= Source data =
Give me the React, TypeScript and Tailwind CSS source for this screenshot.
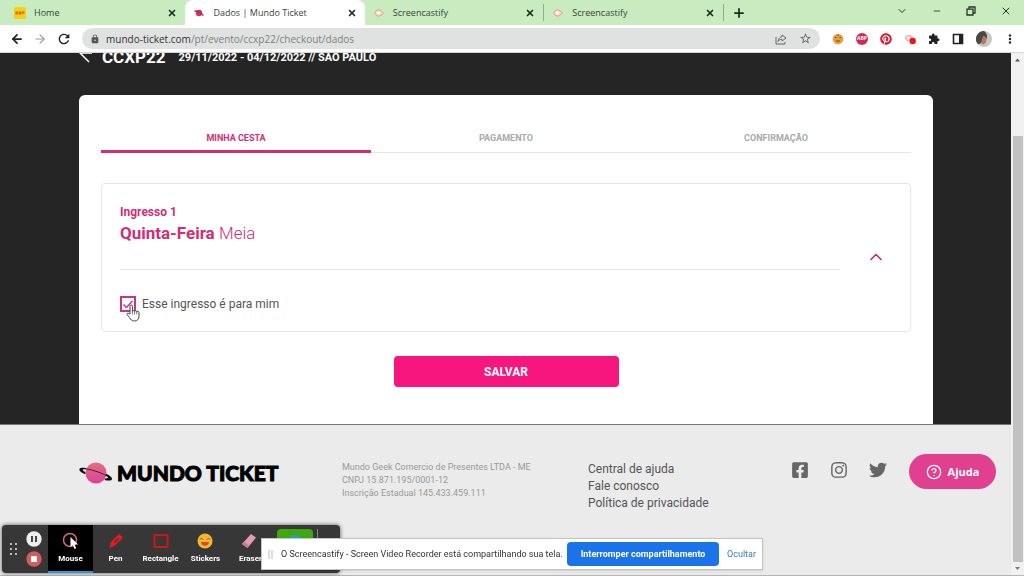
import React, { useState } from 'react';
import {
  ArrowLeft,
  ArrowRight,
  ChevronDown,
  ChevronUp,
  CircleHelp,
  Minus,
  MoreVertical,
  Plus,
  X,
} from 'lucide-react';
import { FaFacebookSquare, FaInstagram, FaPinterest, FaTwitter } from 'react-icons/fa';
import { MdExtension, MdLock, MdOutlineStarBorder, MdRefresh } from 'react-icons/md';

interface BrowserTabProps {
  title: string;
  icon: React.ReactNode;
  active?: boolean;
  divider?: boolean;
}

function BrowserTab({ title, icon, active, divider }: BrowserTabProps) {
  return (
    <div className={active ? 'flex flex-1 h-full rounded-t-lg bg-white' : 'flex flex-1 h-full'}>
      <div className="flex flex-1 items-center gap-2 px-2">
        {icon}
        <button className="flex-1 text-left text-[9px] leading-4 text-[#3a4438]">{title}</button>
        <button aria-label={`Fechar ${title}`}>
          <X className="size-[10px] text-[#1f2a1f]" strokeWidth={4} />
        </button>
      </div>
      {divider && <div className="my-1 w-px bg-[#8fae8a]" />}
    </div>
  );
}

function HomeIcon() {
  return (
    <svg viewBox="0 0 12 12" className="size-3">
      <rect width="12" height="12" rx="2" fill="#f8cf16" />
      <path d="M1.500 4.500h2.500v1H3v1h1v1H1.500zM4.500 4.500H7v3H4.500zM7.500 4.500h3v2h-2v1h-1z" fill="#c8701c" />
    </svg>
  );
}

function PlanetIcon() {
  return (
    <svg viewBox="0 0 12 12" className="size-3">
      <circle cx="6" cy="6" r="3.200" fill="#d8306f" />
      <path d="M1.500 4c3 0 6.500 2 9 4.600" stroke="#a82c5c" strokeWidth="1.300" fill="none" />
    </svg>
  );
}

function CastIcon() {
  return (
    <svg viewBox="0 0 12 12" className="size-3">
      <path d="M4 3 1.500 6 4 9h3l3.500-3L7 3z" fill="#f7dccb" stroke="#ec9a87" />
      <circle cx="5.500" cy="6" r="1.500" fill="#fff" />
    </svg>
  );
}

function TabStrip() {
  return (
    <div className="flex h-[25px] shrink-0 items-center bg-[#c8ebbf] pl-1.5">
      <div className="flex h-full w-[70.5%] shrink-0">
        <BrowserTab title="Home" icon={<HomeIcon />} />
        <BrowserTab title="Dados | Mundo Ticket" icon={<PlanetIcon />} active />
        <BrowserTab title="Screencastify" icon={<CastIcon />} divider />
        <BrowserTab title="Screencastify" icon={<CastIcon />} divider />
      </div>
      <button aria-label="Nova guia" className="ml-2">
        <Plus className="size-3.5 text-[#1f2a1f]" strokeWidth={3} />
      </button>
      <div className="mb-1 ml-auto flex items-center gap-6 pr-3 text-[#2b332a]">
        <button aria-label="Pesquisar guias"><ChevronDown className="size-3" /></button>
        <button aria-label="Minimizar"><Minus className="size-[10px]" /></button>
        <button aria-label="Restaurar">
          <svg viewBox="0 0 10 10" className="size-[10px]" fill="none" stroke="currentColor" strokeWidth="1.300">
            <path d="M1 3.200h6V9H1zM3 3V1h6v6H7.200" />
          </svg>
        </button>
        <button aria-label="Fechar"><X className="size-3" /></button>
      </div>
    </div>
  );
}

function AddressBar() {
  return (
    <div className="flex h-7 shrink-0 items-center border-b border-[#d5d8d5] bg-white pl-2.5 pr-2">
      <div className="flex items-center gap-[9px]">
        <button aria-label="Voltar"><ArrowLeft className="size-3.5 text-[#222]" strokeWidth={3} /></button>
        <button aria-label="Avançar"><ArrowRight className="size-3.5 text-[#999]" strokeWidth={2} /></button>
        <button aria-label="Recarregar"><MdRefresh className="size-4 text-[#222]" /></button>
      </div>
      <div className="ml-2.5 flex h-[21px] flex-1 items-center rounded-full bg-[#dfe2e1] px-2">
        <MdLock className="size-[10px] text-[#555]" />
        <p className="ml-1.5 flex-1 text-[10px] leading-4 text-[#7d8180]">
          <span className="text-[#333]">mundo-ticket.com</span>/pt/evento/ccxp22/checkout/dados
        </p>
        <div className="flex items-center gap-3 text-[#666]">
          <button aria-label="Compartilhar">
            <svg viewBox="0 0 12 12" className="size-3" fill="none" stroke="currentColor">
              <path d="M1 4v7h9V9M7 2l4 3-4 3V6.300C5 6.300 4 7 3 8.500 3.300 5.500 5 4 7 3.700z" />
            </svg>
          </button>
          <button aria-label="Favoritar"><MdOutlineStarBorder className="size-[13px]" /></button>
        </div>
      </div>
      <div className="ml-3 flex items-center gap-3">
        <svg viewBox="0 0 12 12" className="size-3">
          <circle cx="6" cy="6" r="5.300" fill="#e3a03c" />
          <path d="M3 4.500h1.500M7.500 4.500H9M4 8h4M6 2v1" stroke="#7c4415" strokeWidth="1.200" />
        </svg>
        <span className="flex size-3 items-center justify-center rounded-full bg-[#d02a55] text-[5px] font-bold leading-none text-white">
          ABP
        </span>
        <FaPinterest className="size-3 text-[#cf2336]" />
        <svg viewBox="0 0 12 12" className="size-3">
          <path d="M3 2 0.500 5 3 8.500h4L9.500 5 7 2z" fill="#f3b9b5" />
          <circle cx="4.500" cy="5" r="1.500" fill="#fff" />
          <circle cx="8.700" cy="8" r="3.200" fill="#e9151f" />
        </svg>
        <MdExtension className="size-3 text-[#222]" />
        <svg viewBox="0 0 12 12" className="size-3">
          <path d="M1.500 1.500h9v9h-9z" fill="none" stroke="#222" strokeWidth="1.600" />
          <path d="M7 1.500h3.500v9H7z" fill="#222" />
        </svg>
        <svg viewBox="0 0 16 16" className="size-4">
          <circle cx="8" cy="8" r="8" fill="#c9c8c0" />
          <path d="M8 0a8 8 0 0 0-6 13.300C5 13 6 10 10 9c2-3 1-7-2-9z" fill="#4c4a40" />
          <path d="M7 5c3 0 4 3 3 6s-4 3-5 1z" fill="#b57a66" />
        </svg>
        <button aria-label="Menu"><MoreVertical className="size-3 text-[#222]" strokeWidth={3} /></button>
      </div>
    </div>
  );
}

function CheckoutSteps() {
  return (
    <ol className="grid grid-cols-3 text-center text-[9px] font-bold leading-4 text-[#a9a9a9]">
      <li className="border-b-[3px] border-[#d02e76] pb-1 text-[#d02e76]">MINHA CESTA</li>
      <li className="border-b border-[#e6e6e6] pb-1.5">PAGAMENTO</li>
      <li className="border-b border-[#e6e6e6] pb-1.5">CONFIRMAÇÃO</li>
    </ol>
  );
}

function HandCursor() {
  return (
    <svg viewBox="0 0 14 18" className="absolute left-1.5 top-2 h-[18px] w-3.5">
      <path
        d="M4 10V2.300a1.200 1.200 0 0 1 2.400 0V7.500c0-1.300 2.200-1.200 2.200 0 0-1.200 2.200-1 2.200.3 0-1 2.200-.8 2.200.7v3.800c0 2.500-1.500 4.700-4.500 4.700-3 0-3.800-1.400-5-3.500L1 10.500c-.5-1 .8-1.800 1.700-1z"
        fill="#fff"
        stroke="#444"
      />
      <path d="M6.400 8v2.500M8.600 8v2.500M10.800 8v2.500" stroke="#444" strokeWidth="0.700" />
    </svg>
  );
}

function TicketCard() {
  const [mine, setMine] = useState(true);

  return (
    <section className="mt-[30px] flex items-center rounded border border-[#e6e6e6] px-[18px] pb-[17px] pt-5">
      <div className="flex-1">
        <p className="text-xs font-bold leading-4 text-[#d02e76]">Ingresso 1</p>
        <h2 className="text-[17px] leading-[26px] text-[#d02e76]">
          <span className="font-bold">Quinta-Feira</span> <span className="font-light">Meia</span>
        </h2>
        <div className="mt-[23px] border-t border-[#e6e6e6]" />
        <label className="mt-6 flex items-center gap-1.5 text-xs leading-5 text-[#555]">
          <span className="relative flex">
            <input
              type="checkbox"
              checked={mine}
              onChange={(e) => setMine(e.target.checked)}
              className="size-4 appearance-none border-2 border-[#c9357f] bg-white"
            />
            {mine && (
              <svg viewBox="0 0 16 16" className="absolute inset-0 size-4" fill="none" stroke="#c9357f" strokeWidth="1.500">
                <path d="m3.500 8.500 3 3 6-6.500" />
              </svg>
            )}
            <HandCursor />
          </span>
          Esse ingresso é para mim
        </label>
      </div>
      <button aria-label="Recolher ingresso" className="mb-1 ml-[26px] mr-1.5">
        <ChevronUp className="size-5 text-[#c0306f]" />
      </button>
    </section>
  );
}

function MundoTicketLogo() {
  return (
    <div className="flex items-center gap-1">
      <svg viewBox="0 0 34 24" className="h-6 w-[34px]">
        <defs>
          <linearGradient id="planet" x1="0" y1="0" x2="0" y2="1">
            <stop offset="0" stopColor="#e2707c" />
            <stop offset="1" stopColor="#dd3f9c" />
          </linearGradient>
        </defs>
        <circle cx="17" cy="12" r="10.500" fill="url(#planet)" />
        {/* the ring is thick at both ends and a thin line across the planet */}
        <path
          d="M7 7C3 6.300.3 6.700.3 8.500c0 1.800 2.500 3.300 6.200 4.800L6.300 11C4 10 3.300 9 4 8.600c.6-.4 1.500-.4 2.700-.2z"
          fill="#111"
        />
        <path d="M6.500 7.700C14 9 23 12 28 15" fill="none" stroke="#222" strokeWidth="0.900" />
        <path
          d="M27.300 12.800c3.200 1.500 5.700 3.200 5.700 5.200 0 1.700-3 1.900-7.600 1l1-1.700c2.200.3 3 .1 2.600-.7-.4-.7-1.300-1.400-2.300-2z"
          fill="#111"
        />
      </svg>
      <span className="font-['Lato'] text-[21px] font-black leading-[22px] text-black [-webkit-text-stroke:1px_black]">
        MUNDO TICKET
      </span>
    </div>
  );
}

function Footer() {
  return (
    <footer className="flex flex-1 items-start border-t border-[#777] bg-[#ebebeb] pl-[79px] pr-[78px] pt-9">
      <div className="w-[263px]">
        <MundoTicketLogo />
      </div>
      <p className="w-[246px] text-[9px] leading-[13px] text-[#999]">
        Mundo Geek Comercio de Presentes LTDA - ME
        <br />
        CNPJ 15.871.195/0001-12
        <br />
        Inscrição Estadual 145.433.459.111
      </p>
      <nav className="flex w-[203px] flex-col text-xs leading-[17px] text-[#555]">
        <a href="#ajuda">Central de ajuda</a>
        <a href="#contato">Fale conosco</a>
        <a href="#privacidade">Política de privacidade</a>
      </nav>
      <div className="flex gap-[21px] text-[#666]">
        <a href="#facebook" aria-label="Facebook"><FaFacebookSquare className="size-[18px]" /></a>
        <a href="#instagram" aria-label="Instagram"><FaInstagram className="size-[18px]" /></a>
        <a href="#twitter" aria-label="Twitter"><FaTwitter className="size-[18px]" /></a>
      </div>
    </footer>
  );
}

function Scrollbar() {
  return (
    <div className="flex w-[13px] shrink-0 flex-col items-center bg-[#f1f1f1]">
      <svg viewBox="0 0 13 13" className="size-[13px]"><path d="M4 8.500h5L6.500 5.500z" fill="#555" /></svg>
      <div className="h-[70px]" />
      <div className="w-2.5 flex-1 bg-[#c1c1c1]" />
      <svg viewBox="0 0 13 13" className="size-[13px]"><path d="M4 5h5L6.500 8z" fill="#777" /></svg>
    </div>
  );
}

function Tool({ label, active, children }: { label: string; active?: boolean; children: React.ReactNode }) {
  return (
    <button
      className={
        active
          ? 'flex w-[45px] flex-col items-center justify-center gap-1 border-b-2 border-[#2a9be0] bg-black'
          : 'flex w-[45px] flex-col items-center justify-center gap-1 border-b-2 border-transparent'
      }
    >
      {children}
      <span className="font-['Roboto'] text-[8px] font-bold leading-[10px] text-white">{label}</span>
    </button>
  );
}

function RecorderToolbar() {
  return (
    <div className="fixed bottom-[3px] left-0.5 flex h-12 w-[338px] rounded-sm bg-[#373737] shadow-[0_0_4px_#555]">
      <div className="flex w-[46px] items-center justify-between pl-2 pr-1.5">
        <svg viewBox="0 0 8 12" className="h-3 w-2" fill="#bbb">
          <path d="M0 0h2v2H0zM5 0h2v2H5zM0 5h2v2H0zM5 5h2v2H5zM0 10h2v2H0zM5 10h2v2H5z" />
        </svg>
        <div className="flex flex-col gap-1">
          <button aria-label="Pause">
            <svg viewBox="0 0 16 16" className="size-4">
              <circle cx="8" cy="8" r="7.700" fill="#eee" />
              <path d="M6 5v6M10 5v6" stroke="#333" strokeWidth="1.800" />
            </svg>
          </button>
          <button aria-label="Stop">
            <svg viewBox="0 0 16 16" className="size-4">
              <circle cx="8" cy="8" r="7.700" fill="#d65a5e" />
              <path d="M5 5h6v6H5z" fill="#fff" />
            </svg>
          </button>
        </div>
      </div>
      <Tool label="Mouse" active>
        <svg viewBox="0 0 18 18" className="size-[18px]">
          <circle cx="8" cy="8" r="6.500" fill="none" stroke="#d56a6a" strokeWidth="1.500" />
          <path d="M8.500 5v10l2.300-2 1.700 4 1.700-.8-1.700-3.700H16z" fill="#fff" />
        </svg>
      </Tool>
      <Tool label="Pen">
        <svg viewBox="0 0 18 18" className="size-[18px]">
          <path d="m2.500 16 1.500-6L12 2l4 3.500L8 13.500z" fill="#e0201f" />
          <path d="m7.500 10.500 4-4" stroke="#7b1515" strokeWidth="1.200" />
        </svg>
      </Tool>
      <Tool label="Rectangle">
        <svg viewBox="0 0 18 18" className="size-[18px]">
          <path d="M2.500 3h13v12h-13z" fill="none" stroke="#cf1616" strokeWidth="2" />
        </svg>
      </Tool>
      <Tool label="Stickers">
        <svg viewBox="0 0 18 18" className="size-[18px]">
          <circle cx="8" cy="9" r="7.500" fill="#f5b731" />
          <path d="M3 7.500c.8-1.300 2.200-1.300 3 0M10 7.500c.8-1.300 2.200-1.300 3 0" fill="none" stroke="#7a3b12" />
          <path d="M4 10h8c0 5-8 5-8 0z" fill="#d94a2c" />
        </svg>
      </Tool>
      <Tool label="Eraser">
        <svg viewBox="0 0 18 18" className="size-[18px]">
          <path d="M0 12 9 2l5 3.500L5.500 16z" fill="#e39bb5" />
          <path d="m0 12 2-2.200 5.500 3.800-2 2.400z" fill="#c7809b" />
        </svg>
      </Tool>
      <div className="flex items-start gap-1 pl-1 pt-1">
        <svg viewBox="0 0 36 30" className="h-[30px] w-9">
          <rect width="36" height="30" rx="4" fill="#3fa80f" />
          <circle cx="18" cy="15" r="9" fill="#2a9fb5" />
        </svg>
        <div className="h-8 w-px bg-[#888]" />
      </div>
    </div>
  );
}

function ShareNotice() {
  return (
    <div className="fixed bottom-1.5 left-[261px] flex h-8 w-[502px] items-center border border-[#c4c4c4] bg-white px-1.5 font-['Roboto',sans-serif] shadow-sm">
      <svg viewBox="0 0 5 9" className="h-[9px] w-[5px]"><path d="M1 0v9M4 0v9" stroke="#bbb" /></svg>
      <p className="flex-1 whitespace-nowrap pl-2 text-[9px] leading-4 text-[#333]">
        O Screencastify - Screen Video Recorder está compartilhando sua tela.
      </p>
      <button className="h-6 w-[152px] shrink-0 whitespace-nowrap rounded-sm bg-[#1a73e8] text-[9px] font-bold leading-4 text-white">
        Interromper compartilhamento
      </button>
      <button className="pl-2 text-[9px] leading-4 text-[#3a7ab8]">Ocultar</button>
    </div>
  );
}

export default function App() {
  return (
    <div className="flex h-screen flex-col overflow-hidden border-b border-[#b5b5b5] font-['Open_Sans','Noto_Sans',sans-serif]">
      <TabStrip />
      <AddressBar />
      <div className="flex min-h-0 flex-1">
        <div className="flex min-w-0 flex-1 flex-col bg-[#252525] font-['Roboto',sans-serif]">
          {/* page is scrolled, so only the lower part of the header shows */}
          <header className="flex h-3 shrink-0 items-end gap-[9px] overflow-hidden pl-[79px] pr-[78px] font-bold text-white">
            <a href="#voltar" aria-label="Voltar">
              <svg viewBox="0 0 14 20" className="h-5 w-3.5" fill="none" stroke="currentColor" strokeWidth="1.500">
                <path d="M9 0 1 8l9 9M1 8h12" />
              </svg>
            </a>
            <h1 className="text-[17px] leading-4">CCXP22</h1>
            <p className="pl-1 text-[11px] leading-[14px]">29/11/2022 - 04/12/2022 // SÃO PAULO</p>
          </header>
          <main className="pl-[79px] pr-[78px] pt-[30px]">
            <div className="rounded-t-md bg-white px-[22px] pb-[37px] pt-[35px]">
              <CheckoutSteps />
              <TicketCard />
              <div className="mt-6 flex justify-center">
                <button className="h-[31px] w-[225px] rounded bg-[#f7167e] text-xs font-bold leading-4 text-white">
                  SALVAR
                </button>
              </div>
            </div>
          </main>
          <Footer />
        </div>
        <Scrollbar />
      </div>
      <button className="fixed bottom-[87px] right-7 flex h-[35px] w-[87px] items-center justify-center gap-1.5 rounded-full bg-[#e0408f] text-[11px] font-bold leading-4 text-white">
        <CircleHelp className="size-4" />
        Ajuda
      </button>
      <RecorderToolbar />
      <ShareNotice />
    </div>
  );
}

= Task =
From the first line of the material down to the line containing "MdLock, MdOutlineStarBorder, MdRefresh", inclusive, return each line exactly, skipping any picture.

= Finished task =
Give me the React, TypeScript and Tailwind CSS source for this screenshot.
import React, { useState } from 'react';
import {
  ArrowLeft,
  ArrowRight,
  ChevronDown,
  ChevronUp,
  CircleHelp,
  Minus,
  MoreVertical,
  Plus,
  X,
} from 'lucide-react';
import { FaFacebookSquare, FaInstagram, FaPinterest, FaTwitter } from 'react-icons/fa';
import { MdExtension, MdLock, MdOutlineStarBorder, MdRefresh } from 'react-icons/md';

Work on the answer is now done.